Thailand’s CCSA said it might open the country to international flights after 30 June first on a limited basis to kick-start travel mainly for foreigners who have work permits and need to return to Thailand and the remaining Thais who want to return home. At present, a ban on commercial flights to Thailand is in place, and it is understood that the Civil Aviation Authority of Thailand will not extend the ban after it expires. But anything is possible, and there are growing concerns that second waves will hit the UK and the US. Iran reported on Saturday that a second wave had been reported in some cities.

Possibly by August, the first travel bubble for leisure travel from either South Korea or China could be achieved with Thailand, but discussions with China might now be premature if the Beijing infections spread further.

Even if travel bubbles are created, they come with restrictions such as having a “fit to fly” certification as well as a medical certificate not older than 72-hours that confirms the traveller has been declared Covid-19 free valid for no more 72 hours.

It would also require they show proof of medical insurance with USD100,000 cover that might not be widely available or excludes Covid-19.

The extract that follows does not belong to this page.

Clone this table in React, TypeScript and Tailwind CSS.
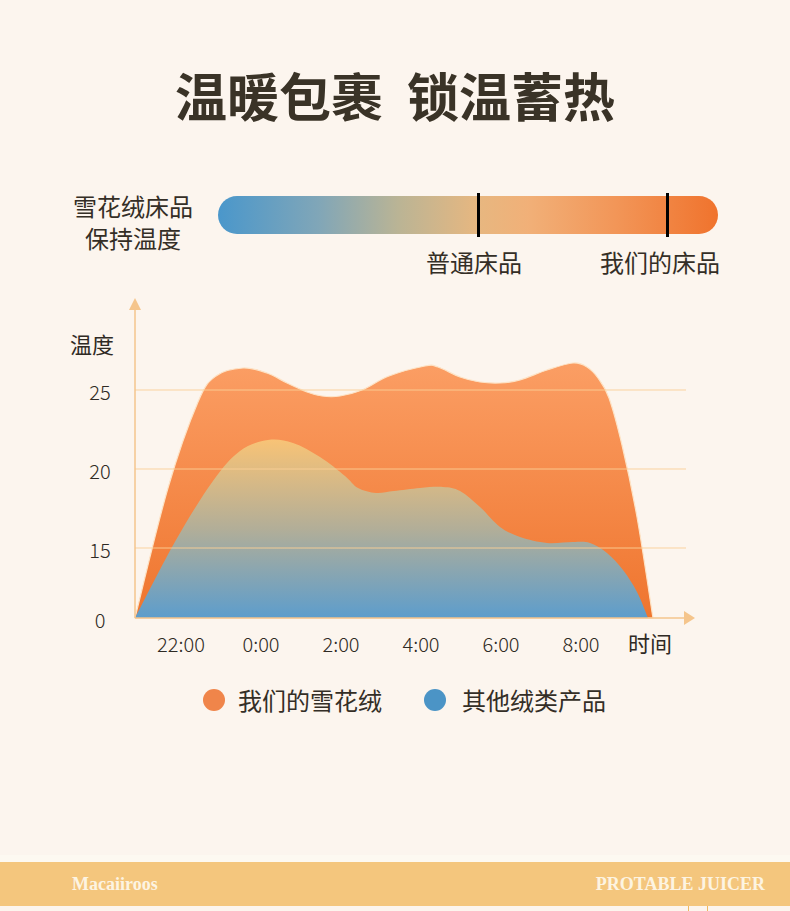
import React from "react";

type Pt = [number, number];

// chart drawn in page coordinates (svg sits at y=290)
const orangePts: Pt[] = [
  [135, 618], [168, 488], [198, 402], [216, 376], [243, 368], [267, 373], [287, 383],
  [307, 392], [322, 396], [340, 396], [362, 390], [389, 376], [425, 366], [438, 367],
  [460, 377], [480, 382], [500, 383], [520, 380], [547, 370], [573, 363], [587, 367],
  [598, 378], [609, 398], [622, 445], [637, 517], [653, 618],
];

const bluePts: Pt[] = [
  [135, 618], [176, 540], [213, 481], [240, 451], [268, 440], [293, 443], [320, 457],
  [345, 476], [358, 488], [376, 493], [394, 491], [420, 488], [443, 487], [460, 491],
  [480, 507], [500, 527], [520, 537], [547, 543], [573, 542], [590, 543], [607, 553],
  [623, 570], [637, 592], [648, 618],
];

function smooth(pts: Pt[]) {
  let d = `M${pts[0][0]},${pts[0][1]}`;
  for (let i = 0; i < pts.length - 1; i++) {
    const p0 = pts[i - 1] || pts[i];
    const p1 = pts[i];
    const p2 = pts[i + 1];
    const p3 = pts[i + 2] || p2;
    const c1x = p1[0] + (p2[0] - p0[0]) / 6;
    const c1y = p1[1] + (p2[1] - p0[1]) / 6;
    const c2x = p2[0] - (p3[0] - p1[0]) / 6;
    const c2y = p2[1] - (p3[1] - p1[1]) / 6;
    d += ` C${c1x.toFixed(1)},${c1y.toFixed(1)} ${c2x.toFixed(1)},${c2y.toFixed(1)} ${p2[0]},${p2[1]}`;
  }
  return d + " Z";
}

const yTicks = [
  { label: "25", y: 390 },
  { label: "20", y: 469 },
  { label: "15", y: 548 },
];

const xTicks = [
  { label: "22:00", x: 181 },
  { label: "0:00", x: 261 },
  { label: "2:00", x: 341 },
  { label: "4:00", x: 421 },
  { label: "6:00", x: 501 },
  { label: "8:00", x: 581 },
];

const cjk = { fontFamily: '"Noto Sans CJK SC", "Noto Sans", sans-serif' };

function TempChart() {
  return (
    <svg width="790" height="380" viewBox="0 290 790 380" className="block" style={cjk}>
      <defs>
        <linearGradient id="orangeFill" x1="0" y1="0" x2="0" y2="1">
          <stop offset="0" stopColor="#fb9e64" />
          <stop offset="1" stopColor="#ef752e" />
        </linearGradient>
        <linearGradient id="blueFill" x1="0" y1="0" x2="0" y2="1">
          <stop offset="0" stopColor="#f8c376" />
          <stop offset="0.5" stopColor="#b2ae98" />
          <stop offset="1" stopColor="#5d9dcc" />
        </linearGradient>
      </defs>

      <path d={smooth(orangePts)} fill="url(#orangeFill)" stroke="#fde3c6" strokeWidth="1.2" />
      <path d={smooth(bluePts)} fill="url(#blueFill)" />

      {yTicks.map((t) => (
        <line key={t.label} x1="135" x2="686" y1={t.y} y2={t.y} stroke="#fbcf96" strokeOpacity="0.9" strokeWidth="1" />
      ))}

      {/* axes */}
      <line x1="135" y1="618" x2="135" y2="306" stroke="#f5c58c" strokeWidth="1.5" />
      <polygon points="129,310 135,298 141,310" fill="#f5c58c" />
      <line x1="135" y1="618" x2="686" y2="618" stroke="#f5c58c" strokeWidth="1.5" />
      <polygon points="684,611 695,618 684,625" fill="#f5c58c" />

      <text x="92" y="343" fontSize="22" fill="#2f2a24" textAnchor="middle" dominantBaseline="central">温度</text>
      {yTicks.map((t) => (
        <text key={t.label} x="100" y={t.y + 1} fontSize="20" fontWeight="300" fill="#2f2a24" textAnchor="middle" dominantBaseline="central">
          {t.label}
        </text>
      ))}
      <text x="100" y="619" fontSize="20" fontWeight="300" fill="#2f2a24" textAnchor="middle" dominantBaseline="central">0</text>
      {xTicks.map((t) => (
        <text key={t.label} x={t.x} y="643" fontSize="20" fontWeight="300" fill="#2f2a24" textAnchor="middle" dominantBaseline="central">
          {t.label}
        </text>
      ))}
      <text x="650" y="642" fontSize="22" fill="#2f2a24" textAnchor="middle" dominantBaseline="central">时间</text>
    </svg>
  );
}

export default function App() {
  return (
    <div
      className="relative flex h-[911px] w-[790px] flex-col overflow-hidden bg-[#fcf5ee] text-[#342e26]"
      style={cjk}
    >
      {/* title */}
      <div className="mt-[64px] flex h-[62px] items-center justify-center gap-[24px] text-[52px] font-bold leading-[62px] text-[#3a3327]">
        <span>温暖包裹</span>
        <span>锁温蓄热</span>
      </div>

      {/* warmth bar */}
      <div className="mt-[64px] flex h-[100px] items-start">
        <div className="ml-[60px] w-[146px] text-center text-[24px] leading-[32px]">
          <div>雪花绒床品</div>
          <div>保持温度</div>
        </div>
        <div className="ml-[12px] flex w-[500px] flex-col">
          <div className="relative mt-[6px] h-[38px] rounded-full bg-[linear-gradient(90deg,#4a97cb_0%,#80a6b8_20%,#bab495_36%,#e7b780_52%,#f1b078_62%,#f29557_80%,#f0732d_100%)]">
            <div className="absolute left-[259px] top-[-3px] h-[44px] w-[3px] bg-black" />
            <div className="absolute left-[448px] top-[-3px] h-[44px] w-[3px] bg-black" />
          </div>
          <div className="mt-[12px] flex whitespace-nowrap text-[24px] leading-[32px]">
            <div className="ml-[208px] w-[120px] text-center">普通床品</div>
            <div className="ml-[78px] w-[140px] text-center">我们的床品</div>
          </div>
        </div>
      </div>

      {/* chart */}
      <TempChart />

      {/* legend */}
      <div className="mt-[14px] flex h-[32px] items-center text-[24px] leading-[32px]">
        <span className="ml-[203px] h-[22px] w-[22px] rounded-full bg-[#f0854a]" />
        <span className="ml-[13px]">我们的雪花绒</span>
        <span className="ml-[42px] h-[22px] w-[22px] rounded-full bg-[#4b94c6]" />
        <span className="ml-[16px]">其他绒类产品</span>
      </div>

      {/* footer */}
      <div className="mt-auto">
        <div className="h-[7px] bg-[#fdf9f1]" />
        <div
          className="flex h-[44px] items-center justify-between bg-[#f4c67d] pl-[72px] pr-[25px] text-[18px] font-bold text-[#fdf4e2]"
          style={{ fontFamily: '"Liberation Serif", serif' }}
        >
          <span>Macaiiroos</span>
          <span>PROTABLE JUICER</span>
        </div>
        <div className="flex h-[5px] bg-[#fcf5ee]">
          <div className="ml-[688px] h-full w-[20px] border-x border-[#f0b860]" />
        </div>
      </div>
    </div>
  );
}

Local media reports suggest the Ministry of Tourism and Sports is discussing incentives to support domestic travel now that all the domestic airports, including Phuket, have reopened. Thailand ended the curfew at midnight on 14 June. It was first introduced in March. The emergency decree remains in place until the end of June giving the government powers to introduce measures without the need to pass legislation.